Project Name: Ravine View Home

Location: Toronto, Ontario, Canada

Date Completed: November 2017

Interior Designer: Douglas Design Studio

Construction Company: Tishler Homes

The Ravine View Home is a glamorous space featuring luxury materials and artisanal touches that create an artistic mix of modern with antique in a contemporary space suitable for both family gatherings and formal entertaining. Douglas Design Studio’s task was to integrate a selection of art and furnishings from the client’s late 20th century collection into a contemporary new home. The designers chose to refresh them by giving them a new sculptural importance and balancing them with soft modern touches. A natural palate of airy blues and greens with earthy caramels to reflect the natural colours of the ravine surrounding them is at once fresh, rich and warm making a comfortable relaxed environment for family and friends. Depth and drama were added to the home by using black accents throughout.

The renovation of this existing 5,000 square foot home within a luxury condominium building involved moving key rooms like the kitchen and powder rooms to new locations. The kitchen, treated as a hub, was moved to a more prominent place in the home to take advantage of the existing large floor to ceiling bow window (formerly the dining room). The new dining location was given equal importance across from the entry, with its own bow window. A rotunda was also added to create an elegant separation between public and private spaces. It’s interesting to note that Douglas Design Studio did not disturb the neighbours below with the plumbing changes, due to careful use of existing plumbing, venting and water-lines.

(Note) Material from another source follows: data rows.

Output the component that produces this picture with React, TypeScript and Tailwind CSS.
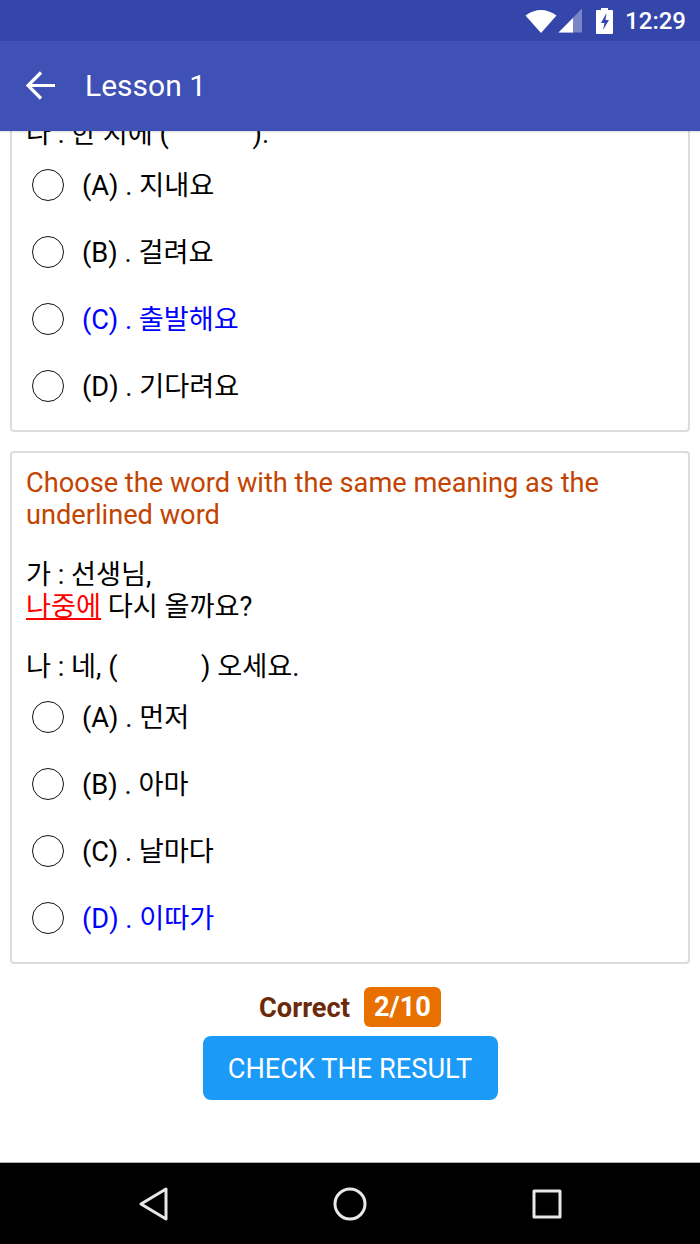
const font = { fontFamily: '"Roboto","Noto Sans CJK KR",sans-serif' };

function Option({ label, text, active }: { label: string; text: string; active?: boolean }) {
  return (
    <div className="flex h-[67px] items-center pl-[20px]">
      <span className="mb-[2px] h-[32px] w-[32px] shrink-0 rounded-full border-[1.75px] border-[#111111]" />
      <span className={`ml-[18px] text-[27.2px] leading-[32px] ${active ? "text-[#0000ff]" : "text-black"}`}>
        ({label}) . {text}
      </span>
    </div>
  );
}

export default function App() {
  return (
    <div className="flex h-[1244px] w-[700px] flex-col overflow-hidden bg-white" style={font}>
      <div className="flex h-[41px] shrink-0 items-center justify-end bg-[#3546ab] pr-[14px]">
        <svg width="32" height="26" viewBox="0 0 32 26" className="mr-[1px]">
          <path d="M0.500 7.500 Q16 -3.500 31.500 7.500 L16 25 Z" fill="#fff" />
        </svg>
        <svg width="25" height="25" viewBox="0 0 25 25" className="mr-[13px]">
          <path d="M24 0.500V24.500H0.500Z" fill="#fff" fillOpacity="0.35" />
          <path d="M15 10V24.500H0.500Z" fill="#fff" />
        </svg>
        <svg width="17" height="26" viewBox="0 0 17 26" className="mr-[12px]">
          <path d="M5 0h7v2h4a1 1 0 0 1 1 1v22a1 1 0 0 1-1 1H1a1 1 0 0 1-1-1V3a1 1 0 0 1 1-1h4z" fill="#fff" />
          <path d="M10.500 5 5 15h3.500l-1.500 7 6-10H9.500z" fill="#3546ab" />
        </svg>
        <span className="text-[24px] font-medium leading-none text-white">12:29</span>
      </div>
      <div className="z-10 flex h-[90px] shrink-0 items-center bg-[#3f51b5] pl-[26px] shadow-[0_1px_2px_rgba(0,0,0,0.15)]">
        <svg width="30" height="30" viewBox="0 0 30 30" fill="none" stroke="#fff" strokeWidth="3.200">
          <path d="M29 14.500H3M15 1.500 2 14.500l13 13" />
        </svg>
        <span className="ml-[29px] text-[30px] leading-none text-white">Lesson 1</span>
      </div>
      <main className="min-h-0 flex-1 overflow-hidden">
        <div className="-mt-[13px] mx-[10px] rounded-b-[4px] border-x-2 border-b-2 border-[#dcdcdc] pb-[10px]">
          <p className="pl-[14px] text-[27.2px] leading-[32px] text-black">나 : 한 지에 ( <span className="inline-block w-[70px]" /> ).</p>
          <div className="mt-[2px]">
            <Option label="A" text="지내요" />
            <Option label="B" text="걸려요" />
            <Option label="C" text="출발해요" active />
            <Option label="D" text="기다려요" />
          </div>
        </div>
        <div className="mx-[10px] mt-[19px] rounded-[4px] border-2 border-[#dcdcdc] pb-[10px] pt-[14px]">
          <div className="px-[14px] text-[27.2px] leading-[32px]">
            <p className="text-[#c24400]">Choose the word with the same meaning as the underlined word</p>
            <p className="mt-[28px] text-black">가 : 선생님,</p>
            <p className="text-black"><span className="text-[#ff0000] underline">나중에</span> 다시 올까요?</p>
            <p className="mt-[28px] text-black">나 : 네, ( <span className="inline-block w-[70px]" /> ) 오세요.</p>
          </div>
          <div className="mt-[1px]">
            <Option label="A" text="먼저" />
            <Option label="B" text="아마" />
            <Option label="C" text="날마다" />
            <Option label="D" text="이따가" active />
          </div>
        </div>
        <div className="mt-[23px] flex items-center justify-center">
          <span className="pt-[3px] text-[27.2px] font-bold leading-none text-[#6b2a0a]">Correct</span>
          <span className="ml-[14px] flex h-[40px] w-[77px] items-center justify-center rounded-[6px] bg-[#e87000] text-[27.2px] font-bold text-white">2/10</span>
        </div>
        <div className="mt-[9px] flex justify-center">
          <button className="h-[64px] w-[295px] rounded-[8px] bg-[#1b9af7] pt-[3px] text-[27.2px] text-white">CHECK THE RESULT</button>
        </div>
      </main>
      <nav className="flex h-[82px] shrink-0 items-center justify-between border-t border-[#b0b0b0] bg-black pl-[139px] pr-[138px]">
        <svg width="30" height="34" viewBox="0 0 30 34" fill="none" stroke="#e8e8e8" strokeWidth="3" strokeLinejoin="round">
          <path d="M27 2 2 17l25 15z" />
        </svg>
        <svg width="34" height="34" viewBox="0 0 34 34" fill="none" stroke="#e8e8e8" strokeWidth="3" className="-ml-[1px]">
          <circle cx="17" cy="17" r="15" />
        </svg>
        <svg width="30" height="30" viewBox="0 0 30 30" fill="none" stroke="#e8e8e8" strokeWidth="3" strokeLinejoin="round">
          <rect x="2" y="2" width="26" height="26" />
        </svg>
      </nav>
    </div>
  );
}
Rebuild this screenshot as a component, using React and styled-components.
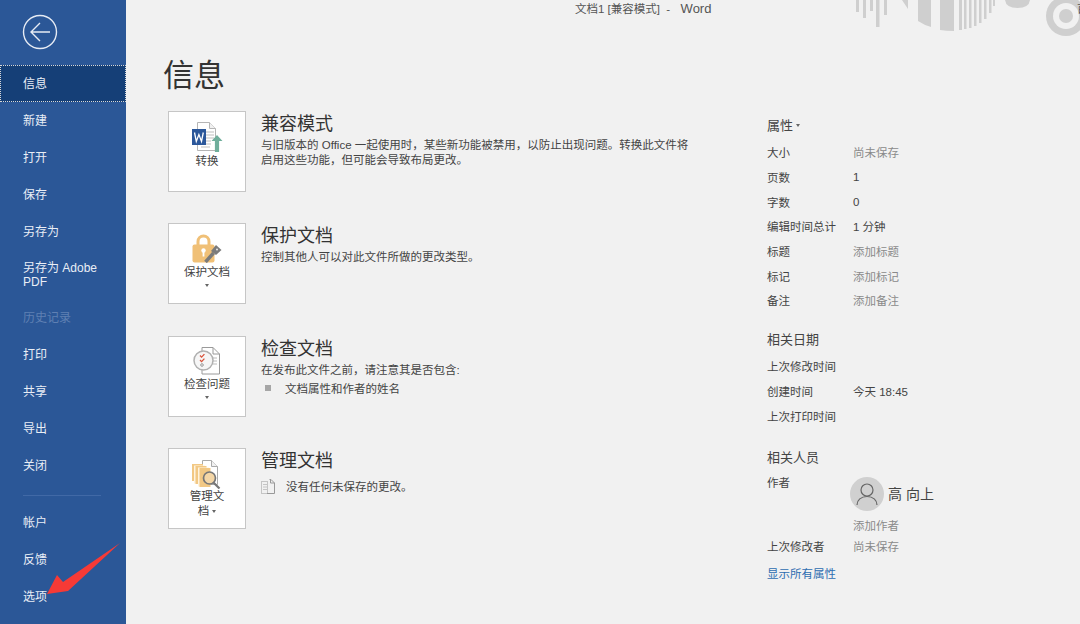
import React from "react";
import styled, { createGlobalStyle } from "styled-components";

const FONT = `"Liberation Sans", "Noto Sans CJK SC", sans-serif`;

const Global = createGlobalStyle`
    html, body { margin: 0; padding: 0; background: #f1f1f1; }
    body { font-family: ${FONT}; overflow: hidden; }
    * { box-sizing: border-box; }
`;

const Page = styled.div`
    position: relative;
    width: 1080px;
    height: 624px;
    display: flex;
    overflow: hidden;
    background: #f1f1f1;
    color: #444;
`;

const Side = styled.nav`
    width: 126px;
    height: 624px;
    flex-shrink: 0;
    background: #2b5797;
    display: flex;
    flex-direction: column;
`;

const BackWrap = styled.div`
    height: 65px;
    flex-shrink: 0;
    padding: 14px 0 0 22px;
`;

const NavItem = styled.div`
    height: ${p => (p.$tall ? 49 : 37)}px;
    flex-shrink: 0;
    padding-left: 23px;
    display: flex;
    align-items: center;
    font-size: 12px;
    line-height: 14px;
    color: ${p => (p.$disabled ? "#5f80b3" : "#e9eef6")};
    background: ${p => (p.$active ? "#153f77" : "transparent")};
    outline: ${p => (p.$active ? "1px dotted #d8d8d8" : "none")};
    outline-offset: -1px;
`;

const NavLine = styled.div`
    height: 1px;
    width: 78px;
    flex-shrink: 0;
    margin: 11px 0 8px 23px;
    background: #4169a6;
`;

const Main = styled.main`
    flex: 1;
    display: flex;
    min-width: 0;
`;

const LeftCol = styled.div`
    width: 641px;
    padding: 54px 0 0 37px;
    flex-shrink: 0;
`;

const Title = styled.h1`
    margin: 0 0 13px;
    height: 44px;
    font-size: 31px;
    line-height: 44px;
    font-weight: 400;
    color: #333;
`;

const Section = styled.section`
    display: flex;
    height: 112.4px;
    padding-left: 5px;
`;

const Tile = styled.div`
    width: 78px;
    height: 81px;
    flex-shrink: 0;
    background: #fff;
    border: 1px solid #c6c6c6;
    display: flex;
    flex-direction: column;
    align-items: center;
    padding-top: ${p => p.$top || 9}px;
    font-size: 11.5px;
    line-height: 14px;
    color: #444;
    text-align: center;
`;

const TileLabel = styled.div`
    margin-top: ${p => p.$gap || 0}px;
    width: ${p => p.$w || "auto"};
    line-height: ${p => (p.$w ? 15 : 14)}px;
`;

const Caret = styled.span`
    display: ${p => (p.$inline ? "inline-block" : "block")};
    width: 0;
    height: 0;
    margin: ${p => (p.$inline ? "0 0 2px 3px" : "5px auto 0")};
    border-left: 2.5px solid transparent;
    border-right: 2.5px solid transparent;
    border-top: 3px solid #666;
`;

const Body = styled.div`
    margin-left: 15px;
    padding-top: 1px;
    min-width: 0;
`;

const Heading = styled.h2`
    margin: 0 0 2px;
    font-size: 18px;
    line-height: 24px;
    font-weight: 400;
    color: #333;
`;

const Desc = styled.p`
    margin: 0;
    font-size: 11.5px;
    line-height: 15px;
    color: #444;
    width: 430px;
`;

const Bullet = styled.div`
    display: flex;
    align-items: center;
    height: 15px;
    margin-top: 3px;
    font-size: 11.5px;
    color: #444;
`;

const Square = styled.span`
    width: 6px;
    height: 6px;
    background: #a6a6a6;
    margin: 0 14px 0 4px;
`;

const NoteRow = styled.div`
    display: flex;
    align-items: center;
    gap: 11px;
    height: 16px;
    margin-top: 5px;
    font-size: 11.5px;
    color: #444;
`;

const RightCol = styled.aside`
    width: 313px;
    padding-top: 115px;
`;

const PropHead = styled.h3`
    margin: 0 0 3px;
    height: 22px;
    font-size: 13px;
    line-height: 22px;
    font-weight: 400;
    color: #444;
    display: flex;
    align-items: center;
`;

const PropGroup = styled.div`
    margin-bottom: ${p => p.$gap || 0}px;
`;

const PropRow = styled.div`
    display: flex;
    height: 24.7px;
    align-items: center;
    font-size: 11.5px;
`;

const PropLabel = styled.div`
    width: 86px;
    color: #444;
    white-space: nowrap;
`;

const PropValue = styled.div`
    color: ${p => (p.$muted ? "#8a8a8a" : "#444")};
    font-size: 11.5px;
    white-space: nowrap;
`;

const AuthorRow = styled.div`
    display: flex;
    height: 40px;
    padding-top: 2px;
    font-size: 11.5px;
`;

const AuthorLabel = styled(PropLabel)`
    line-height: 14px;
    padding-top: 2px;
    width: 83px;
`;

const Avatar = styled.div`
    width: 34px;
    height: 34px;
    margin-top: 3px;
    border-radius: 50%;
    background: #d0d0d0;
    display: flex;
    align-items: center;
    justify-content: center;
`;

const AuthorName = styled.div`
    margin: 3px 0 0 4px;
    height: 34px;
    line-height: 34px;
    font-size: 14px;
    color: #444;
`;

const AddAuthor = styled.div`
    height: 22px;
    padding: 7px 0 0 86px;
    font-size: 11.5px;
    line-height: 14px;
    color: #8a8a8a;
`;

const ShowAll = styled.div`
    margin-top: 8px;
    font-size: 11.5px;
    line-height: 14px;
    color: #2e6db0;
`;

const WindowTitle = styled.div`
    position: absolute;
    top: 2px;
    left: 575px;
    font-size: 11.5px;
    line-height: 14px;
    color: #555;
    white-space: pre;
`;

const WordMark = styled.span`
    font-size: 13px;
    margin-left: 4px;
`;

const Deco = styled.svg`
    position: absolute;
    top: 0;
    left: 840px;
`;

const CornerChar = styled.div`
    position: absolute;
    top: 2px;
    left: 1077px;
    font-size: 11px;
    line-height: 14px;
    color: #555;
`;

const ArrowMark = styled.svg`
    position: absolute;
    left: 40px;
    top: 538px;
`;

const BackIcon = () => (
    <svg width="36" height="36" viewBox="0 0 36 36" fill="none" stroke="#e6ebf4" strokeWidth="1.4">
        <circle cx="18" cy="18" r="16.5" />
        <path d="M9 18h19M18 9l-9 9 9 9" />
    </svg>
);

const ConvertIcon = () => (
    <svg width="31" height="31" viewBox="0 0 31 31">
        <path d="M5.500.5h12l6 6v22h-18z" fill="#fff" stroke="#b5b5b5" />
        <path d="M17.500.5v6h6" fill="#f1f1f1" stroke="#b5b5b5" />
        <path d="M14 10h8M14 13h8M14 16h8M14 19h5M14 22h5M9 25h9" stroke="#bdbdbd" />
        <rect x="0" y="7" width="14" height="16" fill="#2b579a" />
        <path d="M2.500 10.500l1.800 9 2.600-7 2.600 7 1.800-9" fill="none" stroke="#fff" strokeWidth="1.300" />
        <path d="M25 13l5.500 6h-3.400v11h-4.200V19h-3.400z" fill="#6fae9b" />
    </svg>
);

const LockIcon = () => (
    <svg width="30" height="29" viewBox="0 0 30 29">
        <path d="M6 12V7.500a5.500 5.500 0 0 1 11 0V12" fill="none" stroke="#f0c077" strokeWidth="3" />
        <rect x="0.500" y="10.500" width="22" height="18" rx="2" fill="#f0c077" />
        <circle cx="11.500" cy="16.500" r="2.200" fill="#fff" />
        <rect x="10.600" y="16.500" width="1.800" height="6" fill="#fff" />
        <path d="M13.500 28l8-9" stroke="#7b7b7b" strokeWidth="3.500" />
        <path d="M19 17l5-6 5.500 5-5.500 5z" fill="#7b7b7b" />
        <circle cx="25" cy="15.500" r="0.900" fill="#f1f1f1" />
    </svg>
);

const CheckIcon = () => (
    <svg width="28" height="28" viewBox="0 0 28 28">
        <path d="M9 .5h11l6.500 6.500v20H9z" fill="#fff" stroke="#9a9a9a" />
        <path d="M20 .5V7h6.500" fill="none" stroke="#9a9a9a" />
        <path d="M20 11h4M20 14h4M20 17h4" stroke="#bbb" />
        <circle cx="10.500" cy="13.500" r="9.500" fill="#f6f6f6" stroke="#b0b0b0" strokeWidth="1.500" />
        <path d="M7 8.500l1.600 1.600 2.800-3M7 13l1.600 1.600 2.800-3" fill="none" stroke="#d9533b" strokeWidth="1.300" />
        <circle cx="9" cy="18" r="1.300" fill="none" stroke="#999" />
    </svg>
);

const ManageIcon = () => (
    <svg width="30" height="29" viewBox="0 0 30 29">
        <path d="M10.500.500h9l6 6v18h-15z" fill="#fff" stroke="#aaa" />
        <path d="M19.500.500v6h6" fill="#f1f1f1" stroke="#aaa" />
        <rect x="0" y="4" width="11" height="17" fill="#f2c884" />
        <rect x="2" y="5.500" width="11" height="18" fill="#fff3dd" />
        <rect x="3.500" y="6" width="11" height="18" fill="#f2c884" />
        <rect x="6" y="7.500" width="11" height="19" fill="#fff3dd" />
        <rect x="7.500" y="8" width="11" height="19" fill="#f2c884" />
        <circle cx="17.500" cy="18" r="6" fill="#f4d6a6" stroke="#777" strokeWidth="1.700" />
        <path d="M21.500 22.500l6 6" stroke="#777" strokeWidth="2.200" />
    </svg>
);

const DraftIcon = () => (
    <svg width="14" height="15" viewBox="0 0 14 15" fill="none" stroke="#999">
        <path d="M8.500.500h1.500l3.500 3.500v10.500H6" />
        <path d="M9.500.500V4h4" />
        <path d="M.500 2.500h6v12h-6z" strokeDasharray="1 1" />
        <path d="M2.500 5.500h3M2.500 8h3M2.500 10.500h3" strokeDasharray="1 1" />
    </svg>
);

const UserIcon = () => (
    <svg width="22" height="24" viewBox="0 0 22 24" fill="none" stroke="#666" strokeWidth="1.200">
        <circle cx="11" cy="8" r="6" />
        <path d="M1 23c0-5 4-8.500 10-8.500S21 18 21 23" />
    </svg>
);

const navTop = ["新建", "打开", "保存", "另存为"];
const navMid = ["打印", "共享", "导出", "关闭"];
const navBottom = ["帐户", "反馈", "选项"];

const props = [
    ["大小", "尚未保存", true],
    ["页数", "1", false],
    ["字数", "0", false],
    ["编辑时间总计", "1 分钟", false],
    ["标题", "添加标题", true],
    ["标记", "添加标记", true],
    ["备注", "添加备注", true],
];

const dates = [
    ["上次修改时间", ""],
    ["创建时间", "今天 18:45"],
    ["上次打印时间", ""],
];

export default function App() {
    return (
        <Page>
            <Global />
            <Side>
                <BackWrap><BackIcon /></BackWrap>
                <NavItem $active>信息</NavItem>
                {navTop.map(t => <NavItem key={t}>{t}</NavItem>)}
                <NavItem $tall>另存为 Adobe<br />PDF</NavItem>
                <NavItem $disabled>历史记录</NavItem>
                {navMid.map(t => <NavItem key={t}>{t}</NavItem>)}
                <NavLine />
                {navBottom.map(t => <NavItem key={t}>{t}</NavItem>)}
            </Side>
            <Main>
                <LeftCol>
                    <Title>信息</Title>
                    <Section>
                        <Tile $top={10}>
                            <ConvertIcon />
                            <TileLabel $gap={1}>转换</TileLabel>
                        </Tile>
                        <Body>
                            <Heading>兼容模式</Heading>
                            <Desc>与旧版本的 Office 一起使用时，某些新功能被禁用，以防止出现问题。转换此文件将启用这些功能，但可能会导致布局更改。</Desc>
                        </Body>
                    </Section>
                    <Section>
                        <Tile $top={10}>
                            <LockIcon />
                            <TileLabel $gap={2}>保护文档</TileLabel>
                            <Caret />
                        </Tile>
                        <Body>
                            <Heading>保护文档</Heading>
                            <Desc>控制其他人可以对此文件所做的更改类型。</Desc>
                        </Body>
                    </Section>
                    <Section>
                        <Tile $top={10}>
                            <CheckIcon />
                            <TileLabel $gap={2}>检查问题</TileLabel>
                            <Caret />
                        </Tile>
                        <Body>
                            <Heading>检查文档</Heading>
                            <Desc>在发布此文件之前，请注意其是否包含:</Desc>
                            <Bullet><Square />文档属性和作者的姓名</Bullet>
                        </Body>
                    </Section>
                    <Section>
                        <Tile $top={11}>
                            <ManageIcon />
                            <TileLabel $w="40px">管理文档<Caret $inline /></TileLabel>
                        </Tile>
                        <Body>
                            <Heading>管理文档</Heading>
                            <NoteRow><DraftIcon />没有任何未保存的更改。</NoteRow>
                        </Body>
                    </Section>
                </LeftCol>
                <RightCol>
                    <PropGroup $gap={16}>
                        <PropHead>属性<Caret $inline /></PropHead>
                        {props.map(([k, v, muted]) => (
                            <PropRow key={k}>
                                <PropLabel>{k}</PropLabel>
                                <PropValue $muted={muted}>{v}</PropValue>
                            </PropRow>
                        ))}
                    </PropGroup>
                    <PropGroup $gap={19}>
                        <PropHead>相关日期</PropHead>
                        {dates.map(([k, v]) => (
                            <PropRow key={k}>
                                <PropLabel>{k}</PropLabel>
                                <PropValue>{v}</PropValue>
                            </PropRow>
                        ))}
                    </PropGroup>
                    <PropGroup>
                        <PropHead>相关人员</PropHead>
                        <AuthorRow>
                            <AuthorLabel>作者</AuthorLabel>
                            <Avatar><UserIcon /></Avatar>
                            <AuthorName>高 向上</AuthorName>
                        </AuthorRow>
                        <AddAuthor>添加作者</AddAuthor>
                        <PropRow>
                            <PropLabel>上次修改者</PropLabel>
                            <PropValue $muted>尚未保存</PropValue>
                        </PropRow>
                        <ShowAll>显示所有属性</ShowAll>
                    </PropGroup>
                </RightCol>
            </Main>
            <WindowTitle>文档1 [兼容模式]  -  <WordMark>Word</WordMark></WindowTitle>
            <Deco width="240" height="40" viewBox="0 0 240 40" fill="#cfcfcf">
                <path d="M16 0h3v12h-3zM23 0h3v18h-3zM30 0h3v11h-3zM36 0h3.500v27H36zM44 0h3v15h-3z" />
                <path d="M62 0h6v9z" />
                <path d="M78 0h13v27q-7-2-13-6z" />
                <path d="M100 0h14v31q-8 0-14-1z" />
                <path d="M119 0h3v30h-3zM124 0h2.500v29H124zM129 0h2.500v28H129zM134 0h2.500v26H134zM139 0h2.500v23H139zM144 0h2.500v19H144zM149 0h2.500v13H149zM153 0h2v6h-2z" />
                <path d="M165 0h25q-1 8-12.500 8T165 0z" />
                <circle cx="226" cy="16" r="20" />
                <circle cx="226" cy="16" r="13" fill="#f1f1f1" />
                <circle cx="226" cy="16" r="7" />
            </Deco>
            <CornerChar>百</CornerChar>
            <ArrowMark width="84" height="62" viewBox="0 0 84 62">
                <path d="M7 56L17 37l6 7L80 5 28 53z" fill="#f63a36" />
            </ArrowMark>
        </Page>
    );
}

Passionate wine collectors, the clients’ first wish was to introduce a stunning state-of-the-art temperature and humidity-controlled wine room to the suite. Douglas Design Studio’s solution is an atmospheric combination of back-lit onyx and high-gloss black walls and racking suitable for a scene in any Bond film! This is a story about revivalism. Many of the pieces collected are from the late mid-century, and the design decisions works to display them to their best advantage in a kind of 80’s remix suitable for a 21st century home. The decision to create a mural in the rotunda was a response to the faux stone coffee tables in the family room.

Douglas Design Studio believe that the design works so well because there is a natural rhythm to the palette and material combination. This mixture is permitted to be rich and warm where needed or cool and fresh where preferred, all unified with a thread of black accent for drama. The luxurious elements are elegantly understated, so you feel as comfortable in slippers as you do in Givenchy.